A vitória inglesa ajudou os portugueses a fazer a ocupação do sul de Angola. Foi neste quadro que o rei Iulo, do Cuanhama, assinou um tratado de amizade com os portugueses. Mas tudo mudou quando Mandume subiu ao poder, sucedendo a seu tio. Os portugueses classificaram-no como “um jovem irrequieto e sanguinário”.
O Cuanhama ficou dividido em relação ao novo soberano. Os poderosos lengas Nekongo e Eválua abandonaram o Cuanhama e fixaram-se no Humbe, levando milhares de pessoas e os seus rebanhos. Os lengas Kalola e Chiconhengue, fiéis a Mandume, fazem razias nas mucundas dos nobres cuanhamas “exilados”. Olenga Kalola foi preso pelas tropas portuguesas quando atacava a mucunda de Kabongo, já depois de assinada a paz com o Pequeno e Grande Cuamato. Mais tarde foi preso Chiconhengue.
Nos primeiros meses do seu reinado, Mandume escreveu uma carta ao major Artur de Moraes, comandante militar e administrador do Humbe, onde diz que quer viver em paz e harmonia com todos os vizinhos e reprovando as acções de Chiconhengue e Kalola no Cuamato e no Humbe. O major Moraes aceitou a amizade oferecida por Mandume e através de um ofício deu-lhe uma garantia: “Pode estar descansado que o Chiconhengue e os outros cuanhamas presos no Cuamato não serão mortos, porque o Governo da República Portuguesa, não consentiria em tão grande barbaridade. Em Portugal não há pena de morte e fique certo que serão bem tratados”. Os republicanos queriam marcar a diferença com os monárquicos, que passavam “o gentio a fio de espada”.
Mandume não respondeu ao ofício de Artur Moraes e as suas acções de guerrilha prosseguiram, agora com forte apoio dos alemães, que lhe levavam a Namacunde 19 carros bóeres carregados de armas e munições.
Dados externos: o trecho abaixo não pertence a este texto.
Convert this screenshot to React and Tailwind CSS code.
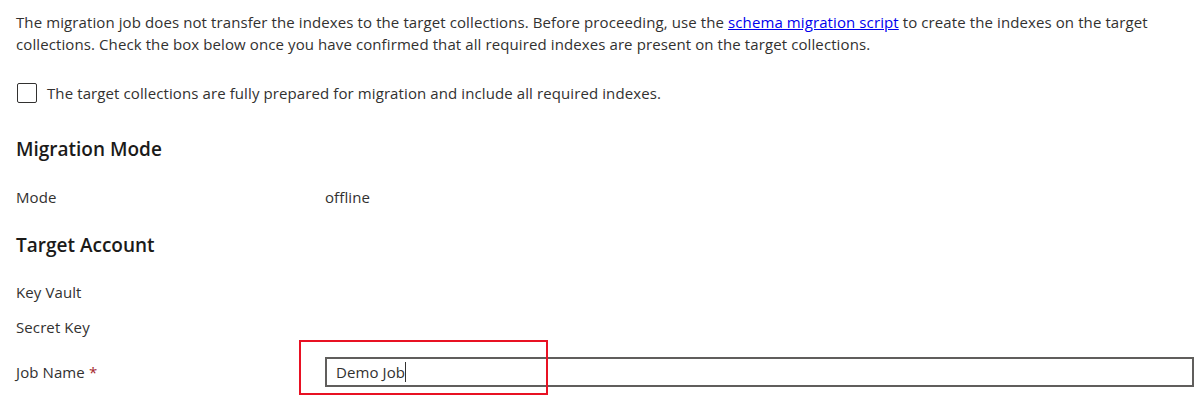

Alves Roçadas fundou um forte na margem esquerda do Cunene e Pereira de Eça avançou sobre Ondjiva. Milhares de cuanhamas fugiram para o Evale e para Cuambi, já no Sudoeste Africano. Mandumbe fez o mesmo trajecto.
A sua guerrilha era letal mas as tropas inimigas aos poucos ocuparam os seus domínios. Nem bóeres nem alemães, derrotados, lhe podiam valer. O rei sabia que estava perdido. Um ano antes do armistício que pôs fim à I Grande Guerra, assinado na floresta de Compiégne, em França, Mandume decidiu pôr fim à vida, na cidadela real de Namacunde. Faz hoje 107 anos.
Sim, Mandume combateu as forças portuguesas que queriam ocupar todo o território da base da serra da Chela até ao Sudoeste Africano (Namíbia), colónia da Alemanha. Era aliado dos colonialistas alemães. Combateu em defesa dos interesses dos ocupantes da Namíbia. Não combateu contra o colonialismo. Até porque uma parte do seu povo vivia na Namíbia e não apenas no território disputado pelos portugueses.